Monday, February 7, 2011

AMD Radeon HD 6670, HD 6570, and HD 6450 for OEM

AMD released the entire entry-mid portion of the Radeon HD 6000 series overnight, for OEMs only. The cards won't be available to consumers (retail) as yet, but does give away specifications of two new GPUs that AMD is carving these SKUs out of, Turks and Caicos. Built on the 40 nm process, Turks packs 480 VLIW5 stream processors, is DirectX 11 compliant, and sports a 128-bit wide GDDR5 memory controller that supports GDDR3 on lower SKUs. Radeon HD 6670 and HD 6570 are based on Turks. Both have all 480 stream processors enabled, differ in memory type/amount and clock speeds. The HD 6670 carries clock speeds of 800 MHz core, 1000 MHz (4.00 GHz GDDR5 effective) memory, and is available with memory amounts of 512 MB or 1 GB. The 128-bit wide memory interface churns out bandwidth of 64 GB/s.

The HD 6570 is also based on Turks, but features clock speeds of 650 MHz core, and two different memory clock speed specifications based on the memory type opted for by the manufacturers. If a manufacturer chooses GDDR3, it's clocked at 900 MHz (1.80 GHz GDDR3 effective), with a memory bandwidth of 28.8 GB/s.

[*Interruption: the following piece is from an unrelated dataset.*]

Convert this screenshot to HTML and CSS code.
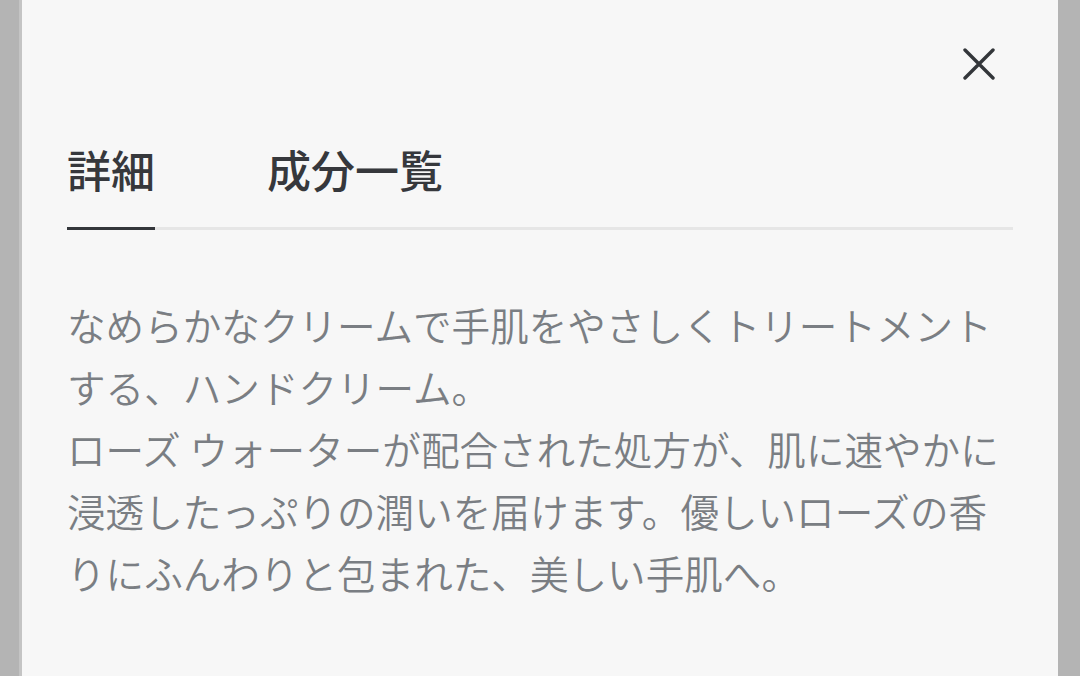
FILE: index.html
```html
<!DOCTYPE html>
<html lang="ja">
<head>
<meta charset="utf-8">
<link rel="stylesheet" href="styles.css">
</head>
<body>
<div class="panel">
  <div class="top">
    <button class="close" aria-label="閉じる">
      <svg width="32" height="32" viewBox="0 0 32 32"><path d="M2 2 L30 30 M30 2 L2 30" stroke="#33363a" stroke-width="3.4" stroke-linecap="round" fill="none"/></svg>
    </button>
  </div>
  <div class="tabs">
    <div class="tab active">詳細</div>
    <div class="tab">成分一覧</div>
  </div>
  <p class="desc">なめらかなクリームで手肌をやさしくトリートメントする、ハンドクリーム。<br>ローズ ウォーターが配合された処方が、肌に速やかに浸透したっぷりの潤いを届けます。優しいローズの香りにふんわりと包まれた、美しい手肌へ。</p>
</div>
</body>
</html>
```
FILE: styles.css
```css
html, body {
  margin: 0;
  padding: 0;
  height: 100%;
}
body {
  background: #b4b4b4;
  font-family: "Noto Sans CJK JP", "Noto Sans", sans-serif;
  overflow: hidden;
}
.panel {
  margin-left: 22px;
  width: 1036px;
  height: 676px;
  box-sizing: border-box;
  background: #f7f7f7;
  padding: 48px 45px 0 45px;
  box-shadow: -3px 0 0 #c4c4c4;
}
.top {
  display: flex;
  justify-content: flex-end;
  height: 32px;
}
.close {
  border: 0;
  background: none;
  padding: 0;
  margin-right: 18px;
  width: 32px;
  height: 32px;
  display: flex;
}
.tabs {
  display: flex;
  gap: 112px;
  margin-top: 67px;
  border-bottom: 3px solid #e6e6e6;
}
.tab {
  font-size: 44px;
  line-height: 44px;
  font-weight: 500;
  color: #36383c;
  padding-bottom: 36px;
  margin-bottom: -3px;
  border-bottom: 3px solid transparent;
}
.tab.active {
  border-bottom-color: #33363a;
}
.desc {
  margin: 63px 0 0 0;
  font-size: 38.6px;
  line-height: 62px;
  letter-spacing: 0;
  font-weight: 350;
  color: #7a7e83;
}
```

If it's GDDR5, it's clocked at 1000 MHz (4.00 GHz effective), 64 GB/s bandwidth. Up to 2 GB of memory can be opted for GDDR3 designs, while up to 1 GB can be opted for GDDR5-based ones. While the HD 6670 reference board uses a full-height design with a single-slot fan-heatsink, HD 6570 is designed for low-profile cards, best suited for HTPCs or SFF PCs.



Lastly, there's the HD 6450, which is based on the Caicos silicon. This is AMD's entry-level GPU, which is geared to be an IGP replacement or for users who just need a GPU that does everything an IGP does, faster. Caicos is an improvement over previous-generation Cedar. It features 160 VLIW5 stream processors, twice that of Cedar. It features a leaner 64-bit memory controller that supports GDDR5 and DDR3. Partners are free to set GPU clock speeds in the range of 625 MHz to 750 MHz, while its memory can be clocked at 533 to 800 MHz for DDR3, or 800 to 900 MHz for GDDR5. It is designed for cards that are both low-profile, and silent (passively-cooled). There's no information on retail release, but we can't imagine them to be too far away.